Researchers found that black adults in the US were three times more likely to test positive for COVID-19, the disease caused by the virus, compared to white adults.
Additionally, black coronavirus patients were nearly twice as likely to be admitted to the hospital in comparison with their Caucasian counterparts.
The team, from the University of Michigan School of Public Health, says the findings show that racially diverse communities need increased efforts in testing and treatment to lower both their infection and hospitalization rates
A new study from the University of Michigan found that, of the more than 1,100 people who tested positive for COVID-19, 41.8% were black and 13.2% were white – a three-fold increase.

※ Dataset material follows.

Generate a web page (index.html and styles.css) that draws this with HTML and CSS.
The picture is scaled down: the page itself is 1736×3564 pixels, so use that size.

Pictured: Healthcare workers push a patient into a less intensive unit from the COVID-19 Unit at United Memorial Medical Center in Houston, Texas, July 2
African-Americans with coronavirus were nearly twice as likely to be hospitalized compared to Caucasians, but not more likely to be admitted to the ICU or die (above)
For the study, published in JAMA Network Open, the team looked at nearly 5,700 patients who were tested or treated at the University of Michigan between March 1 and April 22.
Outcomes for these patients were tracked through July 28.
Researchers looked at factors including race, age, smoking, body mass index and pre-existing conditions such as type 2 diabetes and kidney disease.
Among the more than 1,100 patients who tested positive for the virus, 41.8 percent were black and 13.2 percent were white – a three-fold increase.
The team says this is alarming because black people only make up 13 percent of the US population, according to census data.
Obesity and cancer greatly increased the risk of having positive test results for COVID-19 among black patients.
African-Americans who were obese were three times as likely to test positive for the virus as obese Caucasians were.
Having any cancer was associated with a 1.8 times higher risk of positive COVID-19 test results for black patients in comparison with white patients.
Less than 40 percent of white adults with coronavirus were admitted to the hospital and more than 50 percent of black adults were as well.
After adjusting for co-factors, results showed black patients were 1.72 times more likely to be hospitalized than white patients.
One of the only underlying health conditions for which white patients were at higher risk for hospitalization was type 2 diabetes, with a 2.5-fold higher risk than black patients.
However, there were no significant differences between races when it came to being admitted to the ICU or death.
‘The findings of this cohort study highlight that poor COVID-19 outcomes are disproportionately associated with at-risk populations,’ the authors wrote.
‘[W]e call for increased investments in testing and prevention efforts in lower–socioeconomic status, densely populated, and racially diverse communities.
‘It is these same communities that are home to a greater proportion of essential workers and thus need increased testing and protection.’
Several other studies have reached similar conclusions such as one Centers for Disease Control and Prevention analysis that found disproportionately high COVID-19 hospitalizations for black people between March 1 and March 30.
Another study found higher odds of being hospitalized for COVID-19 in black California residents as opposed to those who are white.
In addition to higher rates of pre-existing conditions, researchers say black Americans are less access to healthcare compared to white residents.